## [PROMPT]
How many lines hold the string "TypeScript"? Give only the number.

Saved entries
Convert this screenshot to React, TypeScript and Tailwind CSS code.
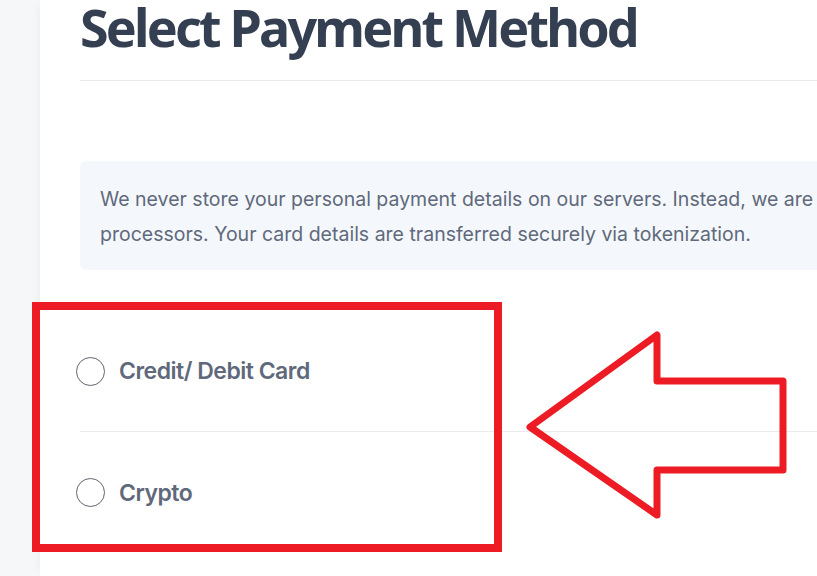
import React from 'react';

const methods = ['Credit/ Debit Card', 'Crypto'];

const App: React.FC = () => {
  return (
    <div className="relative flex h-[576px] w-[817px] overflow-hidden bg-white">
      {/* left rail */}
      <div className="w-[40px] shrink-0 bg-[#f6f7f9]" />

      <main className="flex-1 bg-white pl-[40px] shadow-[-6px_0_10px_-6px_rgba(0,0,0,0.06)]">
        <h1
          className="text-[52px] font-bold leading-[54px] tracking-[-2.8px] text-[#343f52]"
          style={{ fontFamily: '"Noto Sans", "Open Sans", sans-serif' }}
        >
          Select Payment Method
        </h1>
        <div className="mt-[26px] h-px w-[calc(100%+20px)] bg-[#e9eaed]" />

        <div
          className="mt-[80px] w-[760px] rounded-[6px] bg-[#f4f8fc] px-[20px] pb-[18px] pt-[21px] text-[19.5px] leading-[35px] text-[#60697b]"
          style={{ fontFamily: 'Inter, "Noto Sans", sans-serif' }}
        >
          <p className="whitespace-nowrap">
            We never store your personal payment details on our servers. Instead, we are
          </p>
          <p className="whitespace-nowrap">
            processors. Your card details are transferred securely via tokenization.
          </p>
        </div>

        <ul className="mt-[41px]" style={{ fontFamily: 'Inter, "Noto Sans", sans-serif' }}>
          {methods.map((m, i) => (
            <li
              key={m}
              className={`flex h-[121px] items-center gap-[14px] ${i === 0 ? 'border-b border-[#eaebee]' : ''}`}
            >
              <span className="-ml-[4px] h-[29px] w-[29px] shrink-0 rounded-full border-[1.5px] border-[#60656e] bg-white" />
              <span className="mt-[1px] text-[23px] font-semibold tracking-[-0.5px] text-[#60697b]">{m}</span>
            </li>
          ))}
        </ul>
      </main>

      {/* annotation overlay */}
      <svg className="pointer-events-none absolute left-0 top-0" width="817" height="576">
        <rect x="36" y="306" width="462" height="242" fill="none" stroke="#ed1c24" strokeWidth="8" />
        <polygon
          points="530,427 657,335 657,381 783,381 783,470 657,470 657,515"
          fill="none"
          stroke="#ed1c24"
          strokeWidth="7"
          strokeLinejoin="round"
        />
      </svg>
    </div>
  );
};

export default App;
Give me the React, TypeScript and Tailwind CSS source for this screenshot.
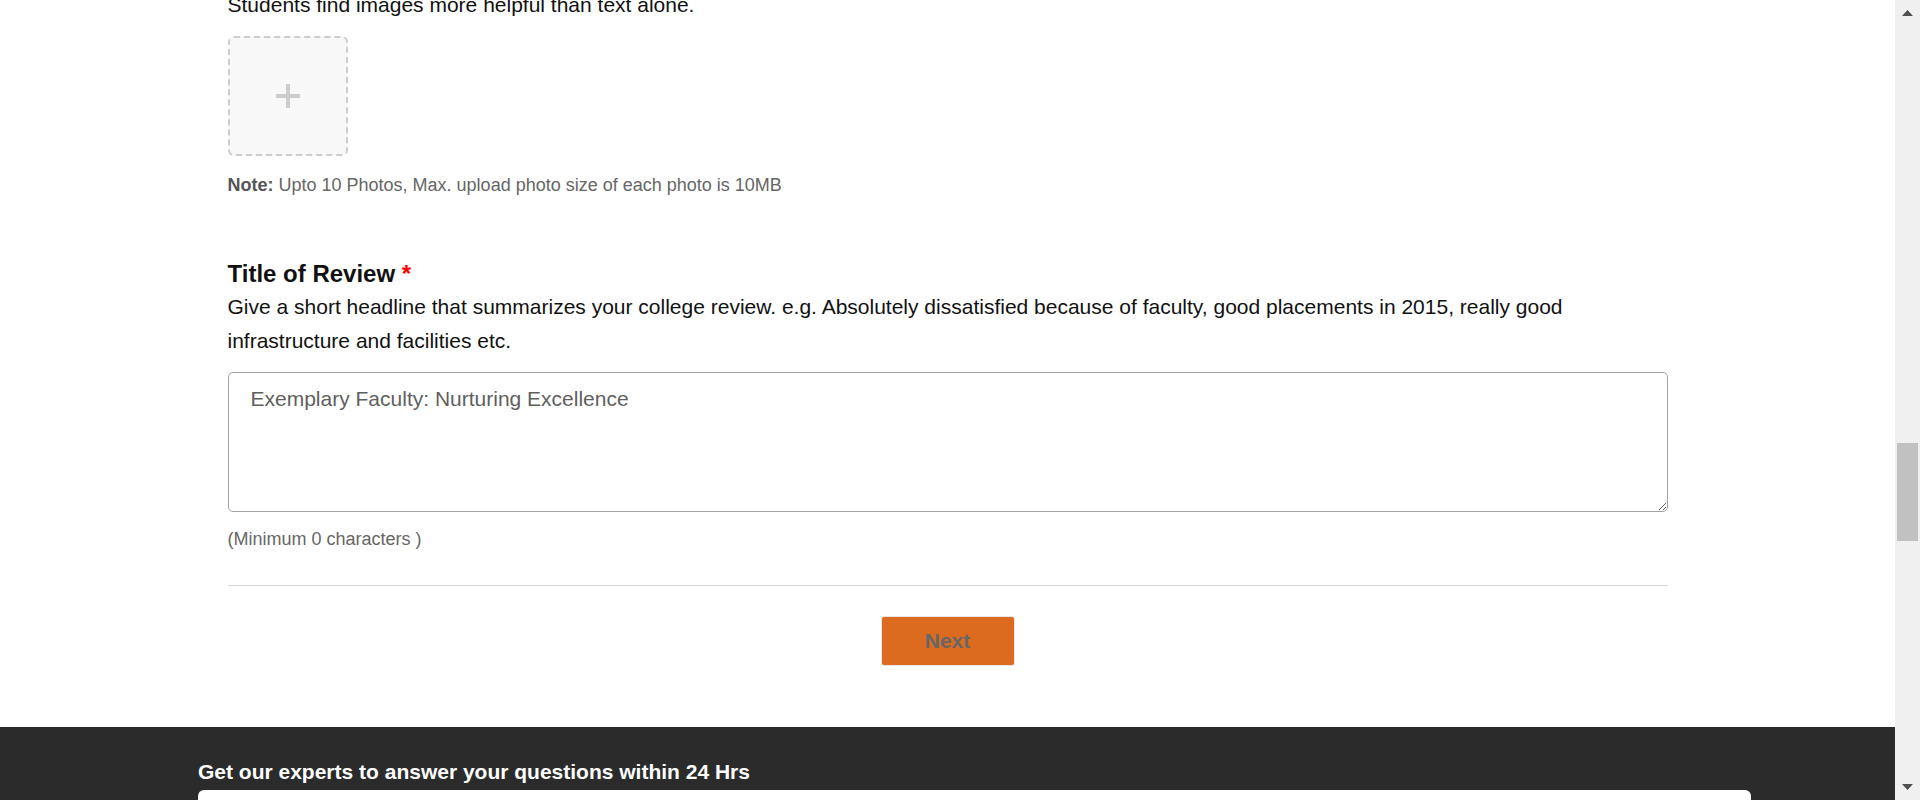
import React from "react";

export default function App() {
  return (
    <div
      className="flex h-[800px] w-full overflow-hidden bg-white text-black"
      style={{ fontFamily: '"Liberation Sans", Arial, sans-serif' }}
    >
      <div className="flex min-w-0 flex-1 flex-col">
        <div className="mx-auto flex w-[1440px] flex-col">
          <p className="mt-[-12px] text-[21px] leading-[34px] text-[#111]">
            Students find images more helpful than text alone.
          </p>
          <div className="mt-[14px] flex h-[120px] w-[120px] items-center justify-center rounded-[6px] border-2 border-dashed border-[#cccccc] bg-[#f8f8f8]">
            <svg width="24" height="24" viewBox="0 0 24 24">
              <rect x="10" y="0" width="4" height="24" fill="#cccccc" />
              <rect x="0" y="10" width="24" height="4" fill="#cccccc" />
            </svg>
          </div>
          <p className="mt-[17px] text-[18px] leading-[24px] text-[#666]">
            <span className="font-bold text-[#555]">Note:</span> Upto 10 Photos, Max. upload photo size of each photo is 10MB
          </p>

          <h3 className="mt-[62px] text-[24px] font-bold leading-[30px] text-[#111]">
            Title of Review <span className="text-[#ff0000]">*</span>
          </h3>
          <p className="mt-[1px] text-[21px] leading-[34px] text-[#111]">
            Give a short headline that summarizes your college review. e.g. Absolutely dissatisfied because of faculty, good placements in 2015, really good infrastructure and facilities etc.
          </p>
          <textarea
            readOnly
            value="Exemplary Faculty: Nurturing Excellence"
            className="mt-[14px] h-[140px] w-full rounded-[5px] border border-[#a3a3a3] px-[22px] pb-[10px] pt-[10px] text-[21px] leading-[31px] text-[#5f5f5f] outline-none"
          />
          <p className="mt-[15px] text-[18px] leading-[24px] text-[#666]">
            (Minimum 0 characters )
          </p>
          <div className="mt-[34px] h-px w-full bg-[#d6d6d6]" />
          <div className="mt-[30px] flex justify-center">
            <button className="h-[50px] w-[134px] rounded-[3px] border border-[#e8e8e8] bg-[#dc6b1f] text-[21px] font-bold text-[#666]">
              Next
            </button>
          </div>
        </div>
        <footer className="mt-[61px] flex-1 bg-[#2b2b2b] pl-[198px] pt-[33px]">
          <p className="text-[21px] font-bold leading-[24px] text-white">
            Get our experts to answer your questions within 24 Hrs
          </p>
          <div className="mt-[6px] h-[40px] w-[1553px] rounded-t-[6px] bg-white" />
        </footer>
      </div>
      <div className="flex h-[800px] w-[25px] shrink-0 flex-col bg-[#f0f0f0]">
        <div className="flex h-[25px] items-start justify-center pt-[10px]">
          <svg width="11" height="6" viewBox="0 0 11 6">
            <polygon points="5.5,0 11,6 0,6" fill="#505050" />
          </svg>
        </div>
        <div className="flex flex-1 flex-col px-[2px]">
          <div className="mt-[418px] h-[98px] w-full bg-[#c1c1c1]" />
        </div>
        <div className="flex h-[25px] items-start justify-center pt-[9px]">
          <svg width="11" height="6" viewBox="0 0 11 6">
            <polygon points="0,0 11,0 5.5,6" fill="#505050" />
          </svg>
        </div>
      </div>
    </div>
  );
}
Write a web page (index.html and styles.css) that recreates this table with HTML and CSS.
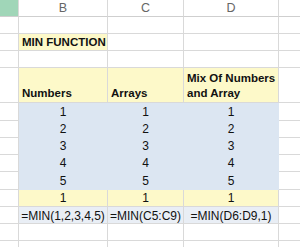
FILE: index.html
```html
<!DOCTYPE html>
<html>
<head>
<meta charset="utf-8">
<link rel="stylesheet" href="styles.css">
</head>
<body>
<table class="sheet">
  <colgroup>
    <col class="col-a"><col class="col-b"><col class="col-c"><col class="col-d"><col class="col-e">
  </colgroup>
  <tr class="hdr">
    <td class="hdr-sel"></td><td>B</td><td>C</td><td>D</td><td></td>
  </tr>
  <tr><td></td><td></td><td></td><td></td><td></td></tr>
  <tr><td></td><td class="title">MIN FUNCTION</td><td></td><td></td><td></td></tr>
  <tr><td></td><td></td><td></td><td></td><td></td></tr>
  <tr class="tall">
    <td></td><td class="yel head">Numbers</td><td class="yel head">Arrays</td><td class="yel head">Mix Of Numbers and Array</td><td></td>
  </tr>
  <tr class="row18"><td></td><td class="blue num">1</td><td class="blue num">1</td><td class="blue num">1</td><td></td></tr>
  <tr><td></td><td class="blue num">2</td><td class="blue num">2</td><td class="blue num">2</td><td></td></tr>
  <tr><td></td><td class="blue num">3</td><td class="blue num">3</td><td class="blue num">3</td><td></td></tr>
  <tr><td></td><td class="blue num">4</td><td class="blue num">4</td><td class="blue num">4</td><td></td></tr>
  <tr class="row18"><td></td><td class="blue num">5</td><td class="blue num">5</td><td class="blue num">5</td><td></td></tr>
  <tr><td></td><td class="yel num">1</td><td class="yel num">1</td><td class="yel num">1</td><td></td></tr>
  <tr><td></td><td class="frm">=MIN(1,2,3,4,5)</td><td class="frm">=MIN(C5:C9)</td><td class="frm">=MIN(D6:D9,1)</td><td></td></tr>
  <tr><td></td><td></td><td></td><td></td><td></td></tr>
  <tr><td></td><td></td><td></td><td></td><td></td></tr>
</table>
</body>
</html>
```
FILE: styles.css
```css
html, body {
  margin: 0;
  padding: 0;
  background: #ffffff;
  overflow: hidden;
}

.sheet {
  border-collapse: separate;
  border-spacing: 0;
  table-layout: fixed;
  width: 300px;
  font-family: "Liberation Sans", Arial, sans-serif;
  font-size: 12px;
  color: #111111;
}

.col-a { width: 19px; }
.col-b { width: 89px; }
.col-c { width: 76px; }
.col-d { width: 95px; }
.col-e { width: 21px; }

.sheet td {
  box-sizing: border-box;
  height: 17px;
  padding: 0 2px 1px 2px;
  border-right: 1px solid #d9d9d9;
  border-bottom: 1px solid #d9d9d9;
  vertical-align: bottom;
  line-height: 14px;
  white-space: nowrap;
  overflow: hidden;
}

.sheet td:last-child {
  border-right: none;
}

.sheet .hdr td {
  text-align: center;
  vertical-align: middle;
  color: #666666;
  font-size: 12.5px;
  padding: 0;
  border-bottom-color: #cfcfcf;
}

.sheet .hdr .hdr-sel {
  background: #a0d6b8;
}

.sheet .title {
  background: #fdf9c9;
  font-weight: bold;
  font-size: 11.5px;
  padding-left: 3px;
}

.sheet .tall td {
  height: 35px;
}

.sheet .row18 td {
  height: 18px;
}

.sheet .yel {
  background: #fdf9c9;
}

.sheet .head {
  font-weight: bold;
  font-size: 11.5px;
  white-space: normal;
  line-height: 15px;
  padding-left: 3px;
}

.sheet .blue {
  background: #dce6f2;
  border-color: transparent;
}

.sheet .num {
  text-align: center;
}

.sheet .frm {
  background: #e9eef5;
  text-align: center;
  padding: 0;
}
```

## [RESULT]
2